Apple Music is literally baked into the OS. It uses almost zero battery.
If you are sticking with YouTube Music for MacBook Air, it’s probably because of the "YouTube Premium" bundle. Getting no ads on YouTube and a music library for one price is the best deal in tech. Just acknowledge that you're trading a bit of "user experience" for that value.
Third-Party Solutions: Is it worth it?
I mentioned the Desktop App earlier. There is another one called "Coherence" that turns websites into real apps. It’s paid, though. Honestly, unless you are a power user who needs specialized CSS injection to change how the app looks, the Safari "Add to Dock" method is the best balance of performance and battery.
One thing people forget is the Audio MIDI Setup on Mac. If you go into your Applications > Utilities > Audio MIDI Setup, you can actually see what sample rate your Mac is outputting. Most people leave this at 44.1kHz. If you're using high-end external speakers, sometimes bumping this up or ensuring it matches your source can prevent weird software resampling. It's a small thing, but experts notice the difference.
Actionable Steps for the Best Experience
Don't settle for a cluttered browser tab. If you want to actually enjoy your music on your MacBook Air, do this right now:
- Switch to Safari for Music: Open music.youtube.com in Safari.

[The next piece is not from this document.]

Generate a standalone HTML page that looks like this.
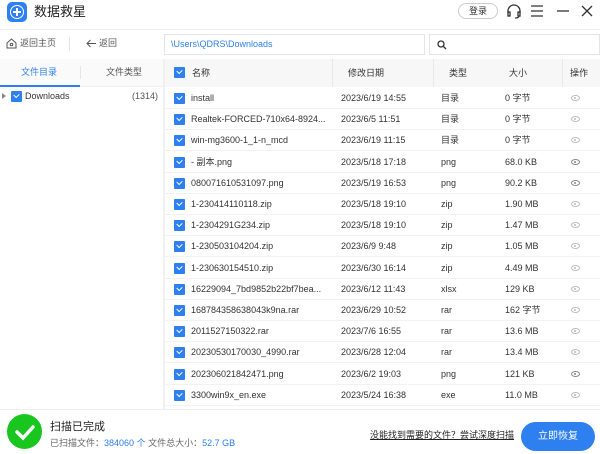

- Create the Standalone App: Go to File > Add to Dock. This creates a separate instance that doesn't share all your browser's cookies and clutter.
- Optimize the Stream: Go into the YouTube Music settings and set audio to "Always High."
- Map Your Keys: Ensure your Mac's media keys are controlling the "app." If they aren't, check System Settings > Keyboard to make sure the function row is set up for media.
- Check for "Video" Mode: Always toggle the switch at the top to "Song" to save your CPU from rendering 4K video frames you aren't even looking at.
Following these steps won't give you a native app, but it gets you 90% of the way there. It keeps your MacBook Air running cool, saves your battery for actual work, and keeps your music just one keyboard shortcut away.